Return all of the data exactly, with nothing left out but the pictures.
[start Material]
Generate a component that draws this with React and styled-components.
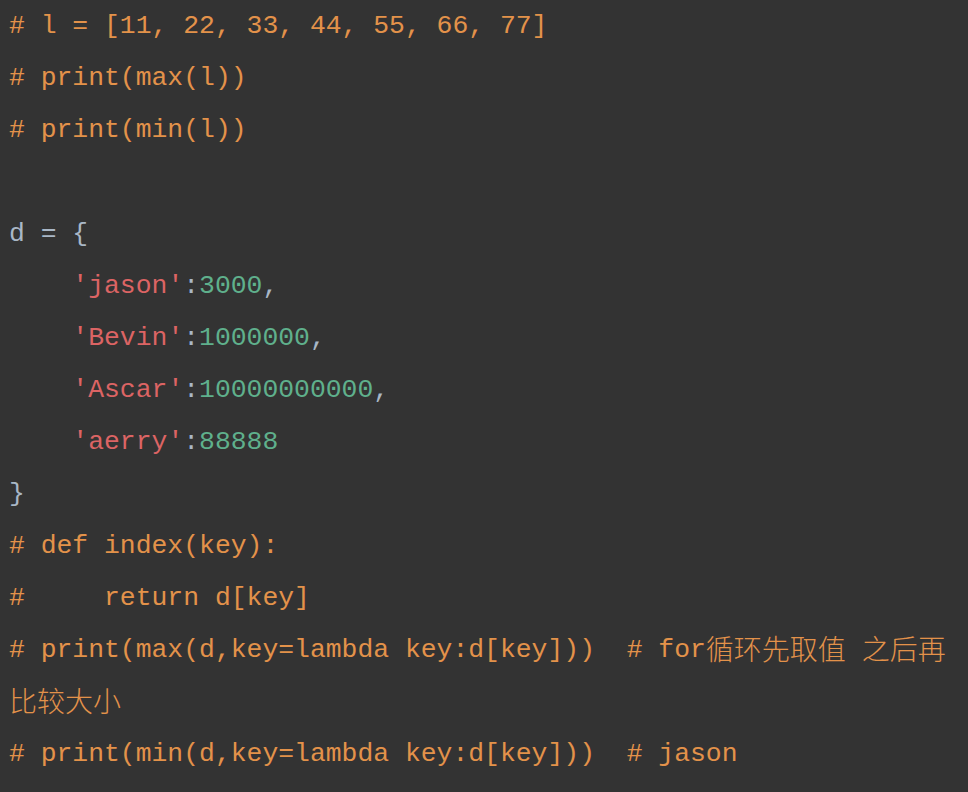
import React from 'react';
import styled, { createGlobalStyle } from 'styled-components';

//--------- GLOBAL ----------//
const GlobalStyle = createGlobalStyle`
  html, body {
    margin: 0;
    padding: 0;
    background: #333333;
  }
`;

//--------- STYLED COMPONENTS ----------//
const CodeBlock = styled.pre`
  margin: 0;
  padding: 0 8px 0 9px;
  width: 968px;
  min-height: 792px;
  box-sizing: border-box;
  background: #333333;
  font-family: 'Liberation Mono', 'Noto Sans CJK SC', monospace;
  font-size: 26.4px;
  line-height: 52px;
  color: #a9b7c6;
  white-space: pre-wrap;
  word-break: break-all;
`;

const Line = styled.div`
  min-height: 52px;
`;

const Token = styled.span`
  color: ${({ kind }) =>
    kind === 'comment'
      ? '#e3924a'
      : kind === 'string'
      ? '#dc6464'
      : kind === 'number'
      ? '#5fb08c'
      : '#a9b7c6'};
`;

const Cjk = styled.span`
  font-family: 'Noto Sans CJK SC', sans-serif;
  font-size: 28px;
  font-weight: 300;
  line-height: 1;
  vertical-align: -3px;
`;

//--------- CODE ----------//
const App = () => {
  return (
    <>
      <GlobalStyle />
      <CodeBlock>
        <Line>
          <Token kind="comment"># l = [11, 22, 33, 44, 55, 66, 77]</Token>
        </Line>
        <Line>
          <Token kind="comment"># print(max(l))</Token>
        </Line>
        <Line>
          <Token kind="comment"># print(min(l))</Token>
        </Line>
        <Line />
        <Line>d = {'{'}</Line>
        <Line>
          {'    '}
          <Token kind="string">'jason'</Token>:<Token kind="number">3000</Token>,
        </Line>
        <Line>
          {'    '}
          <Token kind="string">'Bevin'</Token>:<Token kind="number">1000000</Token>,
        </Line>
        <Line>
          {'    '}
          <Token kind="string">'Ascar'</Token>:<Token kind="number">10000000000</Token>,
        </Line>
        <Line>
          {'    '}
          <Token kind="string">'aerry'</Token>:<Token kind="number">88888</Token>
        </Line>
        <Line>{'}'}</Line>
        <Line>
          <Token kind="comment"># def index(key):</Token>
        </Line>
        <Line>
          <Token kind="comment">#     return d[key]</Token>
        </Line>
        <Line>
          <Token kind="comment">
            # print(max(d,key=lambda key:d[key]))  # for<Cjk>循环先取值</Cjk> <Cjk>之后再比较大小</Cjk>
          </Token>
        </Line>
        <Line>
          <Token kind="comment"># print(min(d,key=lambda key:d[key]))  # jason</Token>
        </Line>
      </CodeBlock>
    </>
  );
};
export default App;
[end Material]
*Task answer*
Generate a component that draws this with React and styled-components.
import React from 'react';
import styled, { createGlobalStyle } from 'styled-components';

//--------- GLOBAL ----------//
const GlobalStyle = createGlobalStyle`
  html, body {
    margin: 0;
    padding: 0;
    background: #333333;
  }
`;

//--------- STYLED COMPONENTS ----------//
const CodeBlock = styled.pre`
  margin: 0;
  padding: 0 8px 0 9px;
  width: 968px;
  min-height: 792px;
  box-sizing: border-box;
  background: #333333;
  font-family: 'Liberation Mono', 'Noto Sans CJK SC', monospace;
  font-size: 26.4px;
  line-height: 52px;
  color: #a9b7c6;
  white-space: pre-wrap;
  word-break: break-all;
`;

const Line = styled.div`
  min-height: 52px;
`;

const Token = styled.span`
  color: ${({ kind }) =>
    kind === 'comment'
      ? '#e3924a'
      : kind === 'string'
      ? '#dc6464'
      : kind === 'number'
      ? '#5fb08c'
      : '#a9b7c6'};
`;

const Cjk = styled.span`
  font-family: 'Noto Sans CJK SC', sans-serif;
  font-size: 28px;
  font-weight: 300;
  line-height: 1;
  vertical-align: -3px;
`;

//--------- CODE ----------//
const App = () => {
  return (
    <>
      <GlobalStyle />
      <CodeBlock>
        <Line>
          <Token kind="comment"># l = [11, 22, 33, 44, 55, 66, 77]</Token>
        </Line>
        <Line>
          <Token kind="comment"># print(max(l))</Token>
        </Line>
        <Line>
          <Token kind="comment"># print(min(l))</Token>
        </Line>
        <Line />
        <Line>d = {'{'}</Line>
        <Line>
          {'    '}
          <Token kind="string">'jason'</Token>:<Token kind="number">3000</Token>,
        </Line>
        <Line>
          {'    '}
          <Token kind="string">'Bevin'</Token>:<Token kind="number">1000000</Token>,
        </Line>
        <Line>
          {'    '}
          <Token kind="string">'Ascar'</Token>:<Token kind="number">10000000000</Token>,
        </Line>
        <Line>
          {'    '}
          <Token kind="string">'aerry'</Token>:<Token kind="number">88888</Token>
        </Line>
        <Line>{'}'}</Line>
        <Line>
          <Token kind="comment"># def index(key):</Token>
        </Line>
        <Line>
          <Token kind="comment">#     return d[key]</Token>
        </Line>
        <Line>
          <Token kind="comment">
            # print(max(d,key=lambda key:d[key]))  # for<Cjk>循环先取值</Cjk> <Cjk>之后再比较大小</Cjk>
          </Token>
        </Line>
        <Line>
          <Token kind="comment"># print(min(d,key=lambda key:d[key]))  # jason</Token>
        </Line>
      </CodeBlock>
    </>
  );
};
export default App;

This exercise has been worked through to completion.